Ocorreu nesta época uma dos experimentos econômicos mais bizarros da história: o confisco da poupança. Imagine todo o seu dinheiro guardado no banco. E imagine que agora ele não é mais seu. Aliás, é seu, mas você não pode sacá-lo, nem usá-lo para nada, e este estará sujeito à uma taxa de correção arbitrária, obviamente abaixo da inflação. Ou seja, um confisco, na prática.
A lógica é mais ou menos assim: o excesso de dinheiro em circulação causa inflação. Então, vamos tirar o dinheiro de circulação na marra, isto vai acabar com a inflação e os brasileiros vão ficar felizes.
O Plano Collor 1 foi radical. Destruiu inúmeros sonhos, quebrou centenas de empresas. Tinha muita gente com dinheiro na poupança para comprar um apartamento, e que estava esperando Collor assumir para ver se os preços baixavam – ficaram sem apartamento e sem dinheiro. Todo mundo conhecia alguém que tinha sido muito afetado pelo plano de Collor e Zélia.
Tirar dinheiro de circulação na marra causou uma recessão. O PIB brasileiro encolheu 4% no ano. Pequenos empresários que não tinham capital de giro quebraram, porque não recebiam e tinham que pagar os salários em dia.
O plano foi tão desastrado que levou, indiretamente, à queda de Collor. O impeachment foi por uma denúncia qualquer de corrupção, mas a indignação popular foi causada mesmo pelo pior plano econômico de todos os tempos.
E o pior é que a inflação não morreu. Só deu uma acalmada no começo.
Em abril de 1990, a revista X-Men n. 18 custava Cr$ 30,00. Em julho de 90, já custava Cr$ 60,00. Em dez /90, já custava Cr$ 180,00.
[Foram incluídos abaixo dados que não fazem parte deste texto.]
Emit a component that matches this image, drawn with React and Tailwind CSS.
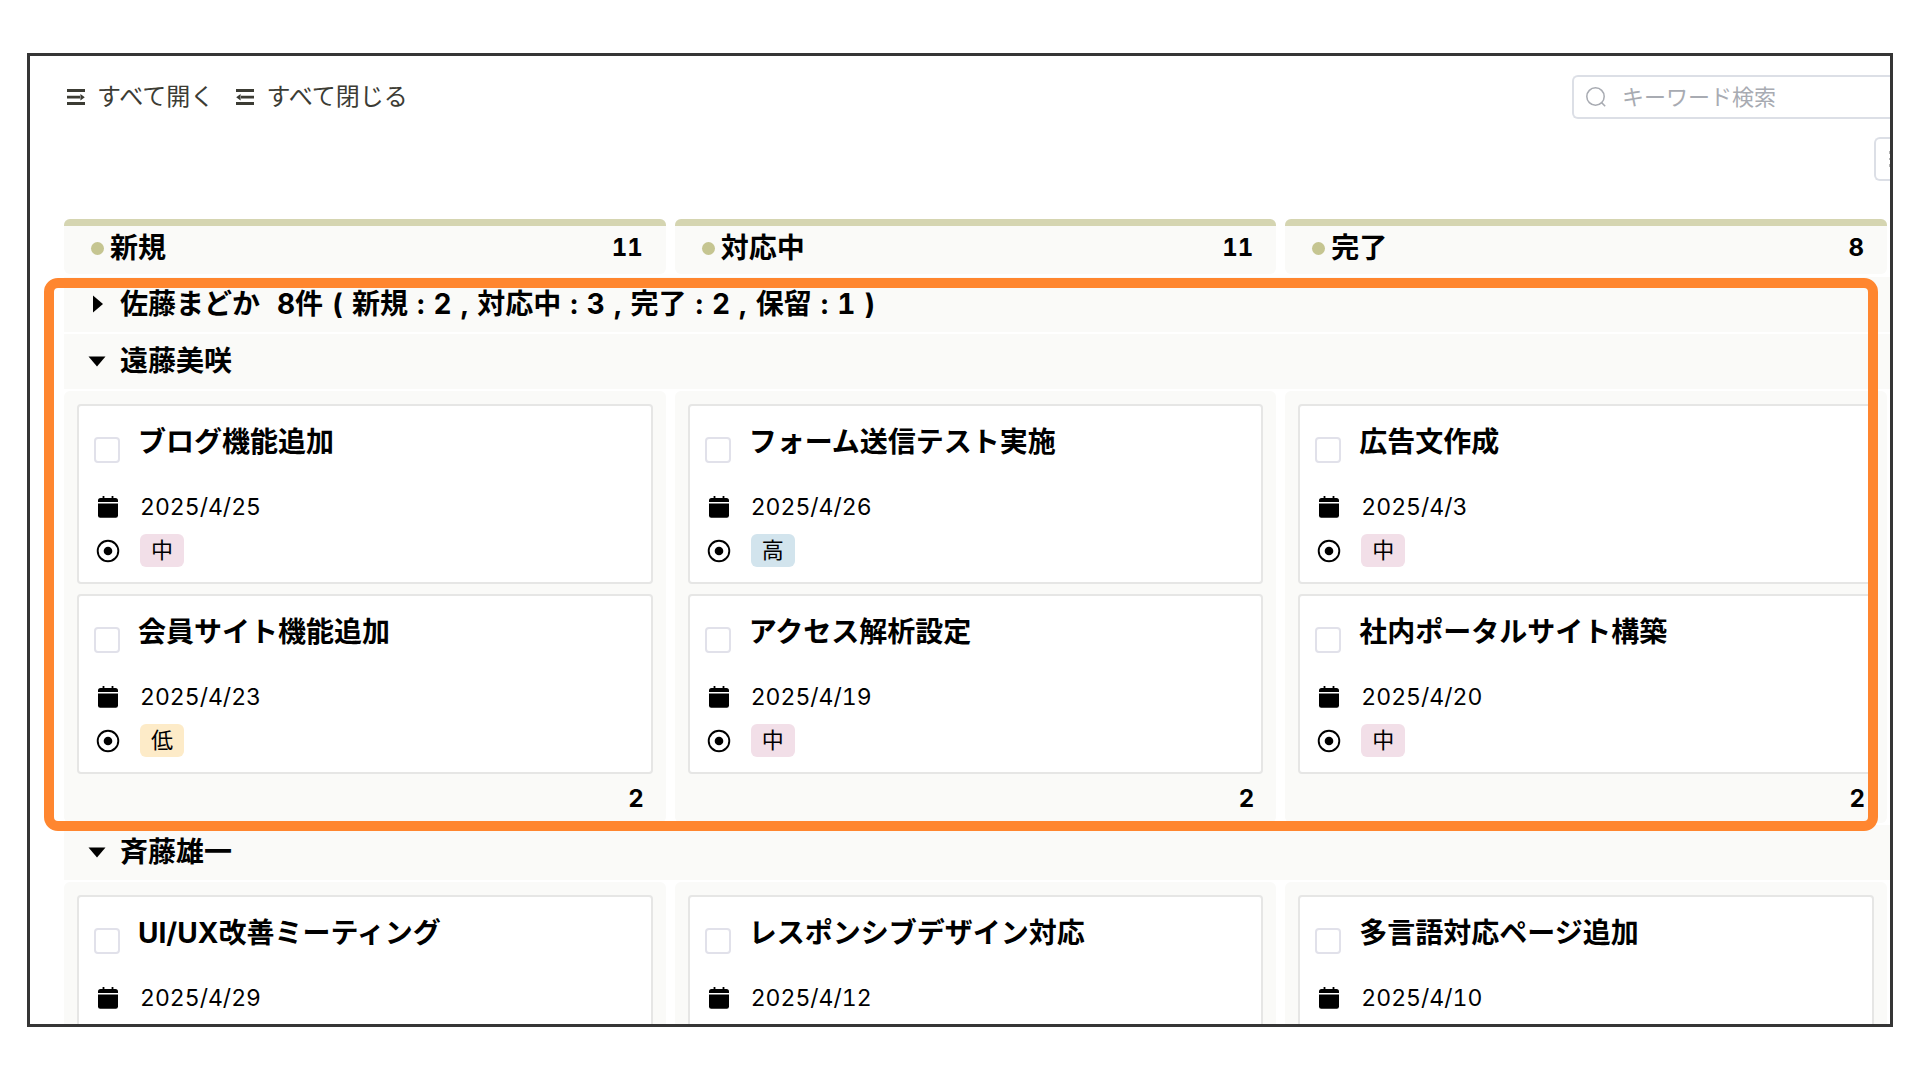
import { useState } from "react";

const columns = [
  { id: "new", name: "新規", total: 11 },
  { id: "doing", name: "対応中", total: 11 },
  { id: "done", name: "完了", total: 8 },
];

const groups = [
  {
    id: "sato",
    name: "佐藤まどか",
    summary: "8件 ( 新規 : 2 , 対応中 : 3 , 完了 : 2 , 保留 : 1 )",
    cards: { new: [], doing: [], done: [] },
  },
  {
    id: "endo",
    name: "遠藤美咲",
    summary: "",
    cards: {
      new: [
        { title: "ブログ機能追加", date: "2025/4/25", priority: "中" },
        { title: "会員サイト機能追加", date: "2025/4/23", priority: "低" },
      ],
      doing: [
        { title: "フォーム送信テスト実施", date: "2025/4/26", priority: "高" },
        { title: "アクセス解析設定", date: "2025/4/19", priority: "中" },
      ],
      done: [
        { title: "広告文作成", date: "2025/4/3", priority: "中" },
        { title: "社内ポータルサイト構築", date: "2025/4/20", priority: "中" },
      ],
    },
  },
  {
    id: "saito",
    name: "斉藤雄一",
    summary: "",
    cards: {
      new: [{ title: "UI/UX改善ミーティング", date: "2025/4/29", priority: "中" }],
      doing: [{ title: "レスポンシブデザイン対応", date: "2025/4/12", priority: "中" }],
      done: [{ title: "多言語対応ページ追加", date: "2025/4/10", priority: "中" }],
    },
  },
];

const priorityColors = {
  高: "bg-[#d2e4ed]",
  中: "bg-[#f2dfe8]",
  低: "bg-[#fdebc8]",
};

function ExpandIcon() {
  return (
    <svg width="18" height="16" viewBox="0 0 18 16" fill="currentColor" aria-hidden="true">
      <path d="M0 0h18v3H0zM0 6.8h13v2.8H0zM0 13h18v3H0zM13.4 5l4.4 3.2-4.4 3.2z" />
    </svg>
  );
}

function CollapseIcon() {
  return (
    <svg width="18" height="16" viewBox="0 0 18 16" fill="currentColor" aria-hidden="true">
      <path d="M0 0h18v3H0zM5 6.8h13v2.8H5zM0 13h18v3H0zM4.6 5L.2 8.2l4.4 3.2z" />
    </svg>
  );
}

function SearchIcon() {
  return (
    <svg width="20" height="20" viewBox="0 0 20 20" fill="none" stroke="currentColor" strokeWidth="1.5" aria-hidden="true">
      <circle cx="9.5" cy="9.5" r="8.7" />
      <path d="M15.6 15.6l3.6 3.6" />
    </svg>
  );
}

function CalendarIcon() {
  return (
    <svg width="20" height="22" viewBox="0 0 20 22" fill="currentColor" aria-hidden="true">
      <path d="M4.6 0h1.8v2h7.2V0h1.8v2h2.1A2.5 2.5 0 0 1 20 4.5V6H0V4.5A2.5 2.5 0 0 1 2.5 2h2.1z" />
      <path d="M0 7.6h20v12a2.2 2.2 0 0 1-2.2 2.2H2.2A2.2 2.2 0 0 1 0 19.6z" />
    </svg>
  );
}

function PriorityIcon() {
  return (
    <svg width="24" height="24" viewBox="0 0 24 24" aria-hidden="true">
      <circle cx="12" cy="12" r="10.3" fill="none" stroke="currentColor" strokeWidth="1.9" />
      <circle cx="12" cy="12" r="4.3" fill="currentColor" />
    </svg>
  );
}

function Caret({ open }) {
  return (
    <svg width="18" height="18" viewBox="0 0 18 18" fill="currentColor" aria-hidden="true">
      {open ? <path d="M.5 4.5h17L9 14.5z" /> : <path d="M5 .5v17L15 9z" />}
    </svg>
  );
}

function Card({ id, card }) {
  return (
    <article className="rounded border-2 border-[#e6e6e5] bg-white p-[15px]">
      <div className="flex h-[42px] items-end gap-[18px]">
        <input
          id={id}
          type="checkbox"
          className="size-[26px] shrink-0 appearance-none rounded border-2 border-[#e1e1ea] bg-white checked:bg-[#c5c591]"
        />
        <label htmlFor={id} className="text-[28px] leading-[42px] font-bold whitespace-nowrap">
          {card.title}
        </label>
      </div>
      <div className="mt-6 flex h-10 items-center gap-[18px]">
        <span className="flex w-7 justify-center">
          <CalendarIcon />
        </span>
        <time className="text-[23px]">{card.date}</time>
      </div>
      <div className="mt-[7px] flex items-center gap-[18px]">
        <span className="flex w-7 justify-center">
          <PriorityIcon />
        </span>
        <span className={`rounded-md px-[11px] text-[22px] leading-[33px] ${priorityColors[card.priority]}`}>
          {card.priority}
        </span>
      </div>
    </article>
  );
}

function Group({ group, open, onToggle }) {
  return (
    <section>
      <h2>
        <button
          type="button"
          aria-expanded={open}
          onClick={onToggle}
          className="mb-[2px] flex h-[55px] w-full items-center gap-[14px] bg-[#fafaf8] pb-[2px] pl-6 text-left text-[28px] leading-10 font-bold whitespace-nowrap"
        >
          <Caret open={open} />
          <span>{group.name}</span>
          {!open && (
            <span className="flex gap-[9px] pl-[3px]">
              {group.summary.split(" ").map((part, i) => (
                <span key={i}>{part}</span>
              ))}
            </span>
          )}
        </button>
      </h2>
      {open && (
        <div className="mb-[2px] grid grid-cols-3 gap-[9px] pr-[3px]">
          {columns.map((column) => (
            <div key={column.id} className="rounded-md bg-[#fafaf8] px-[13px] pt-[13px]">
              <div className="flex flex-col gap-[10px]">
                {group.cards[column.id].map((card, i) => (
                  <Card key={card.title} id={`${group.id}-${column.id}-${i}`} card={card} />
                ))}
              </div>
              <p className="pr-[9px] text-right text-2xl leading-[49px] font-bold">
                {group.cards[column.id].length}
              </p>
            </div>
          ))}
        </div>
      )}
    </section>
  );
}

export default function App() {
  const [opened, setOpened] = useState(["endo", "saito"]);

  function toggle(id) {
    setOpened((prev) => (prev.includes(id) ? prev.filter((x) => x !== id) : [...prev, id]));
  }

  const renderGroup = (group) => (
    <Group key={group.id} group={group} open={opened.includes(group.id)} onToggle={() => toggle(group.id)} />
  );

  return (
    <div className="h-screen bg-white px-[27px] py-[53px] font-[Inter,'Noto_Sans_CJK_JP',sans-serif] text-black tabular-nums">
      <main className="h-full overflow-hidden border-3 border-[#353535] pt-[19px] pl-[34px]">
        {/* Toolbar */}
        <header className="flex h-11 items-center justify-between">
          <div className="flex items-center gap-[22px] pl-[3px] text-2xl text-[#3c3c34]">
            <button
              type="button"
              onClick={() => setOpened(groups.map((g) => g.id))}
              className="flex items-center gap-3 whitespace-nowrap"
            >
              <ExpandIcon />
              すべて開く
            </button>
            <button
              type="button"
              onClick={() => setOpened([])}
              className="flex items-center gap-3 whitespace-nowrap"
            >
              <CollapseIcon />
              すべて閉じる
            </button>
          </div>
          <label className="flex h-11 w-[318px] items-center gap-4 rounded-l-md border-2 border-r-0 border-[#dcdfe6] pl-3 text-[#a8abb2]">
            <SearchIcon />
            <input
              type="text"
              aria-label="キーワード検索"
              placeholder="キーワード検索"
              className="min-w-0 flex-1 text-[22px] outline-none placeholder:text-[#a8abb2]"
            />
          </label>
        </header>
        <div className="mt-[18px] mb-[38px] flex justify-end">
          <button
            type="button"
            aria-label="表示設定"
            className="flex h-11 w-4 items-center justify-end rounded-l-md border-2 border-r-0 border-[#dcdfe6]"
          >
            <svg width="1" height="16" viewBox="0 0 1 16" fill="#b5b5b5" aria-hidden="true">
              <path d="M0 0h1v3H0zM0 7h1v2H0zM0 13h1v3H0z" />
            </svg>
          </button>
        </div>

        {/* Column headings */}
        <div className="mb-[3px] grid grid-cols-3 gap-[9px] pr-[3px]">
          {columns.map((column) => (
            <div key={column.id} className="overflow-hidden rounded-md bg-[#fafaf8]">
              <div className="h-[7px] bg-[#d5d5b1]" />
              <div className="flex h-12 items-start justify-between pr-[23px] pl-[27px] font-bold">
                <div className="flex items-center gap-[6px] text-[28px] leading-11">
                  <span className="size-[13px] rounded-full bg-[#c5c591]" />
                  {column.name}
                </div>
                <span className="text-2xl leading-11">{column.total}</span>
              </div>
            </div>
          ))}
        </div>

        {/* Highlighted groups */}
        <div className="relative">
          {groups.slice(0, 2).map(renderGroup)}
          <div className="pointer-events-none absolute top-px right-3 -bottom-2 -left-5 rounded-[14px] border-10 border-[#ff862f]" />
        </div>
        {groups.slice(2).map(renderGroup)}
      </main>
    </div>
  );
}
O governo Collor foi liberando o confisco da poupança para os setores amigos. O governo continuava a gastar como sempre. Como em todos os planos econômicos, quem pagou o pato foram os mais fracos, que não conseguiam se proteger e tiveram o dinheiro de uma vida toda preso no banco. Ao Collor I sucedeu-se o Plano Collor II, com congelamento de preços (de novo?!?!).
Em agosto de 1992, a revista custava Cr$ 5.200,00, 172 vezes o valor do início do plano.